Hemen öyle küçümsemeyin lan, doblo çok güzel bir araç.
Bir kere geniş ferah, diğer arabalarda elinde küçük su olsa mala bağlıyosun, doblo’nun her tarafında bi gözdür, raftır, terektir var yani.
Ya ben senin o sürgülü kapıların için kurşun atar kurşun yerim şapşik, Japon arabaları ki genelde alçaktır ve hepsinin sağ kapılarının altı kaldırıma oturmuştur, lan söyletmeyin beni bu memlekette yıllardır honda civic’in arka koltuğuna soldan binerler, sağ öne oturacak en kıdemli arkadaş da artık yarı seyir halindeyken götünü atar içeri, zaten bir dobloda beni en çok cezbeden bu oldu.

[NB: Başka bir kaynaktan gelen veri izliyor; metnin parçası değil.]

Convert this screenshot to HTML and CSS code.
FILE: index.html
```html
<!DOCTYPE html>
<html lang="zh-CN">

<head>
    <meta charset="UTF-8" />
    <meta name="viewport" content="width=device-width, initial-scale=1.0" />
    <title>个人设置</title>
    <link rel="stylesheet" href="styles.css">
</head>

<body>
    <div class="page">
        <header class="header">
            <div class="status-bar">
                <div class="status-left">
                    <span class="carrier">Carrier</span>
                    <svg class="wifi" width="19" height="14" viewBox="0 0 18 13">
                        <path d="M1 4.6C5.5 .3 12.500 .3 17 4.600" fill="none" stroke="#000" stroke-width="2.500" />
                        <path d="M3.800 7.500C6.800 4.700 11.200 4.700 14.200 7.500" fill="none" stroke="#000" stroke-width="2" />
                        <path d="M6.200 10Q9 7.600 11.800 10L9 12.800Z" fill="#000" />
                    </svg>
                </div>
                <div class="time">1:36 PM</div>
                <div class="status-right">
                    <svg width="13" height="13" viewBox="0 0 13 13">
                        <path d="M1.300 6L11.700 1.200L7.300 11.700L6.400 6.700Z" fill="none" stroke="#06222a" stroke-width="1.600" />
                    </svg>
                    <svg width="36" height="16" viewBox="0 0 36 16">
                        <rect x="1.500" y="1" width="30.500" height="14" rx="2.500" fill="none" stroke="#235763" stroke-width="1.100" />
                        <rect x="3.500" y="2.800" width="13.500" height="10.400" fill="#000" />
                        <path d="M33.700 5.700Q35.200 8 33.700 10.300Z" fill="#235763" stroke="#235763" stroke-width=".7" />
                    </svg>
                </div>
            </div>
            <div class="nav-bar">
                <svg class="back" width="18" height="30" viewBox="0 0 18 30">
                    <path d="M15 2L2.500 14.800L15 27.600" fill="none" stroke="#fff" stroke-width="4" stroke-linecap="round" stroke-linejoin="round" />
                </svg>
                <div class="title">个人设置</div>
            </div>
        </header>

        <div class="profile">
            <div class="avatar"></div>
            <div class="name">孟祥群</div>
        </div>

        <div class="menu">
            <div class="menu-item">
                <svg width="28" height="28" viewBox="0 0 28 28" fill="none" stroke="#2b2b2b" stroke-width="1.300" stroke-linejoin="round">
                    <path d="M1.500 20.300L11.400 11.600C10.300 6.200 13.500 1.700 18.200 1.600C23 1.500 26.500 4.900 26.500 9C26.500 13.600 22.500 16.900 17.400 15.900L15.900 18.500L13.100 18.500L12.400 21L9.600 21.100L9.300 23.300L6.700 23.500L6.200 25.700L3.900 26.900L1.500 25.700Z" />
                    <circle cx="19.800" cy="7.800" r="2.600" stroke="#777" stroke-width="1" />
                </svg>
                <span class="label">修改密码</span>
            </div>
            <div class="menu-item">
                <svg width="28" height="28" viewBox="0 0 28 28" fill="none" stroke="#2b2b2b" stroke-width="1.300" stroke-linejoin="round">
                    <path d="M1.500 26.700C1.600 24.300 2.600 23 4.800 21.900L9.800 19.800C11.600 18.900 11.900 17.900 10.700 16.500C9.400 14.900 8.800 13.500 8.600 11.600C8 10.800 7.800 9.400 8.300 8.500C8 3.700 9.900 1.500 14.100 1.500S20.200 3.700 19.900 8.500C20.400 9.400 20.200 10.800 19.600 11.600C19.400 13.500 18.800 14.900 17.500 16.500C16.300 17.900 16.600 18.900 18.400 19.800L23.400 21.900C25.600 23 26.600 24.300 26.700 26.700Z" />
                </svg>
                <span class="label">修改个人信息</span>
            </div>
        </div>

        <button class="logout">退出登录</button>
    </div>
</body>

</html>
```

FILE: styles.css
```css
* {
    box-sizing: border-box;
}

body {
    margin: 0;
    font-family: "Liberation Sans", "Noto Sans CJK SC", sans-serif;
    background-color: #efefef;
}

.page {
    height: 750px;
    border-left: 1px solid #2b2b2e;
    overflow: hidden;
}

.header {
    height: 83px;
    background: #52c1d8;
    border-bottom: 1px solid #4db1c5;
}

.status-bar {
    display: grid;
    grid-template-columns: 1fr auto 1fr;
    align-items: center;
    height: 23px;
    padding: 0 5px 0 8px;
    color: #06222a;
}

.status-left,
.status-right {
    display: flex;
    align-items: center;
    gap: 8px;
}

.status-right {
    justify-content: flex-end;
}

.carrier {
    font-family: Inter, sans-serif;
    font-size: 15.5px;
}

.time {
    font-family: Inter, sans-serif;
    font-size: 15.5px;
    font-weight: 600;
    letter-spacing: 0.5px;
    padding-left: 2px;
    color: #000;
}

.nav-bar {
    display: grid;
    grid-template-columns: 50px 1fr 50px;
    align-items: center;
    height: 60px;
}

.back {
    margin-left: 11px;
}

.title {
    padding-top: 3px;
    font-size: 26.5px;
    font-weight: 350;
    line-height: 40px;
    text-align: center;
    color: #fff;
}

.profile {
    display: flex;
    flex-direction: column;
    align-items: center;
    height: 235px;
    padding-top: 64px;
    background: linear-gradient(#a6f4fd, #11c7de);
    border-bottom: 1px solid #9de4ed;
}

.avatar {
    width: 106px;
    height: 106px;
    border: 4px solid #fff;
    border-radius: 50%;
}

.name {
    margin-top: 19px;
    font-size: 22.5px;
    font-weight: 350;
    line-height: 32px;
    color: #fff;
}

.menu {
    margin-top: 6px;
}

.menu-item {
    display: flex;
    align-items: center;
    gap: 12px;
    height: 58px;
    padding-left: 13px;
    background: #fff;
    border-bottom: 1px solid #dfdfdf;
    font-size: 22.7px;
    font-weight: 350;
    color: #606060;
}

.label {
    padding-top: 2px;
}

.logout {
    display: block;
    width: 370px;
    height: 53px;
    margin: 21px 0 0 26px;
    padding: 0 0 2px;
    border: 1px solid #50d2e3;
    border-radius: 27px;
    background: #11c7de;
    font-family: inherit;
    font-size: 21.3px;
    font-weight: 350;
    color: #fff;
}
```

Amortisörleri lan amortisörleri, çok tatlı bi arka amortisörü var öyle lıps diye belli belirsiz geçiyo kasislerden, oğlum ben diğer arabalarda kaç arkadaşımın böbreğinde taş olduğunu kasisten geçerken hıağğğğ ananske deyince farkettim lan. Doblonun arka koltuğu candır, e klass mercedes’ten Daha fazla diz mesafesi sunar.
Aynaları la aynaları, senden gayrı bi dörttekerlinin aynasına panoramik diyenin götünü avuçlarım, misal geçen hatay’a Gittik, aynanın biri şam’a Biri Halep’e bakıyor, öyle bi fevkalade geri görüş açısı var.
Liseliler bilmez, eskiden 1.9 jtd doblolar vardı. Köppek gibi giderdi lan onlar, ahey ahey!
Özet; her sene muayene sıkıntısı olmasın, radar derdi olmasın doblo’dan başka bi arabaya binersem picim öyle de net konuşuyorum.